RECORDS FOR THE TASK:
__________________________________________________

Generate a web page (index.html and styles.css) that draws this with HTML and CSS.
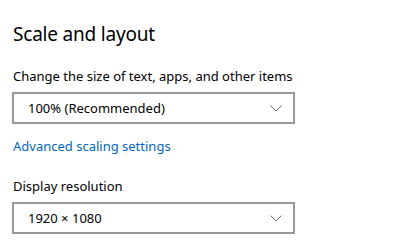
FILE: index.html
```html
<!DOCTYPE html>
<html>
<head>
<meta charset="utf-8">
<link rel="stylesheet" href="styles.css">
</head>
<body>
<main class="page">
  <h1 class="title">Scale and layout</h1>
  <div class="label label-first">Change the size of text, apps, and other items</div>
  <div class="select">
    <span class="select-text">100% (Recommended)</span>
    <svg class="chevron" width="12" height="7" viewBox="0 0 12 7"><path d="M0.5 0.5 L6 6 L11.5 0.5" fill="none" stroke="#6b6b6b" stroke-width="1"/></svg>
  </div>
  <a class="link" href="#">Advanced scaling settings</a>
  <div class="label label-second">Display resolution</div>
  <div class="select">
    <span class="select-text">1920 × 1080</span>
    <svg class="chevron" width="12" height="7" viewBox="0 0 12 7"><path d="M0.5 0.5 L6 6 L11.5 0.5" fill="none" stroke="#6b6b6b" stroke-width="1"/></svg>
  </div>
</main>
</body>
</html>
```
FILE: styles.css
```css
html, body {
  margin: 0;
  padding: 0;
  background: #ffffff;
}
body {
  font-family: "Noto Sans", "Open Sans", sans-serif;
  color: #000000;
  width: 399px;
  height: 242px;
  overflow: hidden;
}
.page {
  display: flex;
  flex-direction: column;
  align-items: flex-start;
  padding: 21px 0 0 12px;
}
.title {
  margin: 0 0 0 1px;
  font-size: 19px;
  line-height: 26px;
  font-weight: 400;
  letter-spacing: -0.2px;
}
.label {
  font-size: 13px;
  line-height: 20px;
  margin-left: 1px;
}
.label-first { margin-top: 19px; }
.label-second { margin-top: 20px; }
.select {
  box-sizing: border-box;
  width: 283px;
  height: 32px;
  margin-top: 6px;
  border: 2px solid #999999;
  display: flex;
  align-items: center;
  justify-content: space-between;
  padding: 0 11px 0 14px;
}
.select-text {
  font-size: 13px;
  line-height: 20px;
}
.chevron { display: block; }
.link {
  margin-top: 12px;
  margin-left: 1px;
  font-size: 13px;
  line-height: 20px;
  color: #0067c0;
  text-decoration: none;
}
```
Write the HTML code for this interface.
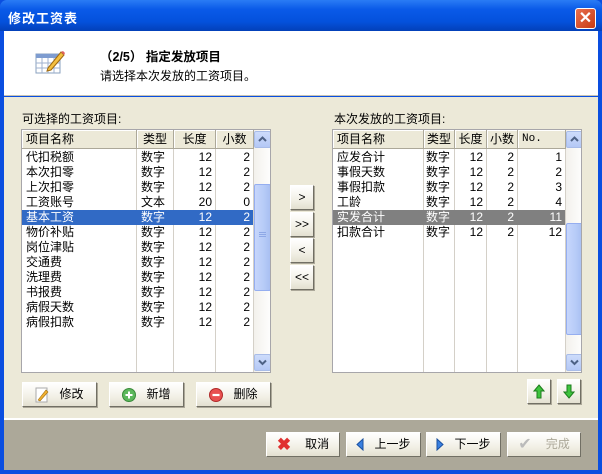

__________________________________________________

JOB: From the data above, write out everything exactly except the pictures.

FINISHED TASK:
Generate a web page (index.html and styles.css) that draws this with HTML and CSS.
FILE: index.html
```html
<!DOCTYPE html>
<html>
<head>
<meta charset="utf-8">
<link rel="stylesheet" href="styles.css">
</head>
<body>
<main class="page">
  <h1 class="title">Scale and layout</h1>
  <div class="label label-first">Change the size of text, apps, and other items</div>
  <div class="select">
    <span class="select-text">100% (Recommended)</span>
    <svg class="chevron" width="12" height="7" viewBox="0 0 12 7"><path d="M0.5 0.5 L6 6 L11.5 0.5" fill="none" stroke="#6b6b6b" stroke-width="1"/></svg>
  </div>
  <a class="link" href="#">Advanced scaling settings</a>
  <div class="label label-second">Display resolution</div>
  <div class="select">
    <span class="select-text">1920 × 1080</span>
    <svg class="chevron" width="12" height="7" viewBox="0 0 12 7"><path d="M0.5 0.5 L6 6 L11.5 0.5" fill="none" stroke="#6b6b6b" stroke-width="1"/></svg>
  </div>
</main>
</body>
</html>
```
FILE: styles.css
```css
html, body {
  margin: 0;
  padding: 0;
  background: #ffffff;
}
body {
  font-family: "Noto Sans", "Open Sans", sans-serif;
  color: #000000;
  width: 399px;
  height: 242px;
  overflow: hidden;
}
.page {
  display: flex;
  flex-direction: column;
  align-items: flex-start;
  padding: 21px 0 0 12px;
}
.title {
  margin: 0 0 0 1px;
  font-size: 19px;
  line-height: 26px;
  font-weight: 400;
  letter-spacing: -0.2px;
}
.label {
  font-size: 13px;
  line-height: 20px;
  margin-left: 1px;
}
.label-first { margin-top: 19px; }
.label-second { margin-top: 20px; }
.select {
  box-sizing: border-box;
  width: 283px;
  height: 32px;
  margin-top: 6px;
  border: 2px solid #999999;
  display: flex;
  align-items: center;
  justify-content: space-between;
  padding: 0 11px 0 14px;
}
.select-text {
  font-size: 13px;
  line-height: 20px;
}
.chevron { display: block; }
.link {
  margin-top: 12px;
  margin-left: 1px;
  font-size: 13px;
  line-height: 20px;
  color: #0067c0;
  text-decoration: none;
}
```
Write the HTML code for this interface.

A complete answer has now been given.